Der 35-Jährige hatte es von Anfang an nicht leicht an der Isar. Kann so ein junger Trainer den großen FC Bayern? Nach dem frühen Aus im DFB-Pokal gegen Borussia Mönchengladbach und dem Viertelfinal-K.o. in der Königsklasse gegen Villarreal nahm die Zahl der Kritiker in der Vorsaison nicht ab. Der zehnte Meistertitel in Folge konnte über die aus Bayern-Sicht schlechte Saison nicht hinwegtäuschen. Das war alles nur nicht bayern-like.

In dieser Spielzeit wollte es Nagelsmann dann allen beweisen. In der Champions League steht der Fußball-Riese im Viertelfinale gegen ManCity, im DFB-Pokal im Viertelfinale gegen Freiburg. Eigentlich hatte nichts auf eine Trennung hingedeutet. Sportvorstand Hasan Salihamidzic sprach zuletzt von einem „Langzeitprojekt“ mit Nagelsmann, auch Vorstandschef Oliver Kahn und Präsident Herbert Hainer nahmen den Coach wiederholt in Schutz.

Kostet Nagelsmann allein die durchwachsene Bundesliga-Saison jetzt den Job? Am Samstag in Leverkusen war Salihamidzic geradezu ungehalten, er habe von den Spielern „nicht das“ gesehen, „was Bayern München bedeutet“, sagte er. Seine Mängelliste war entsprechend lang: „So wenig Antrieb, so wenig Mentalität, so wenig Zweikampfführung, so wenig Durchsetzungsvermögen habe ich selten erlebt.“

Dabei hatte Nagelsmann nach dem dominanten Einzug ins Viertelfinale der Champions League gegen Paris St. Germain noch betont, dass die Bayern „alles erreichen“ können - allerdings nur, „wenn wir die maximale Gier und Emotionalität mit unserer Qualität paaren“.

Tuchel: Er zog kürzlich nach München

Vor der WM-Pause hatte alles noch auf eine normale Spielrunde hingedeutet. Die Bayern an der Spitze, Dortmund mit neun Punkten Rückstand sogar nur auf Platz sechs. Rund drei Monate später haben die Schwarz-Gelben die Münchner überholt.

Besonders brisant: Jetzt soll kein Geringerer als Thomas Tuchel die Münchner zur elften Meisterschaft in Folge führen. Zumindest die äußeren Umstände passen: Der ehemalige Trainer des FC Chelsea und von Paris Saint-Germain zog kürzlich aus England weg. Wohin? Nach München!

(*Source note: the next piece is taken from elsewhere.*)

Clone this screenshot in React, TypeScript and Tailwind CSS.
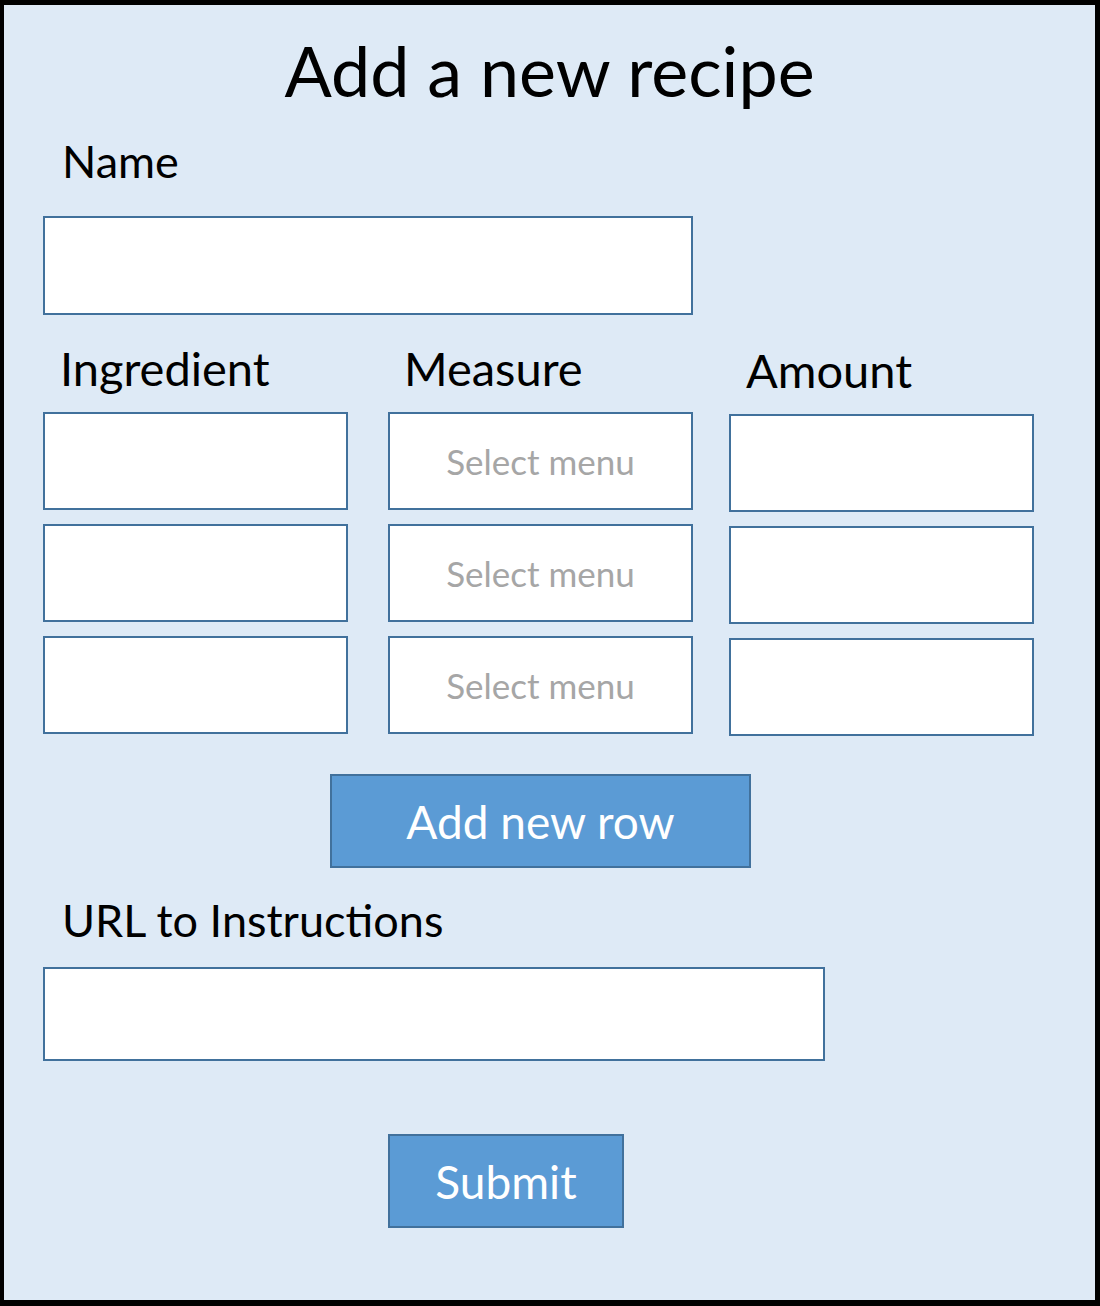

Schon 2018 bandelten die Münchner mit Tuchel an – zögerten aber zu lange. Niko Kovac bekam den Zuschlag und Tuchel ging nach Paris. Ein Fehler, den die Bayern womöglich nicht ein zweites Mal machen wollten. Medienberichten zufolge stand Tuchel zuletzt bei Tottenham Hotspur hoch im Kurs.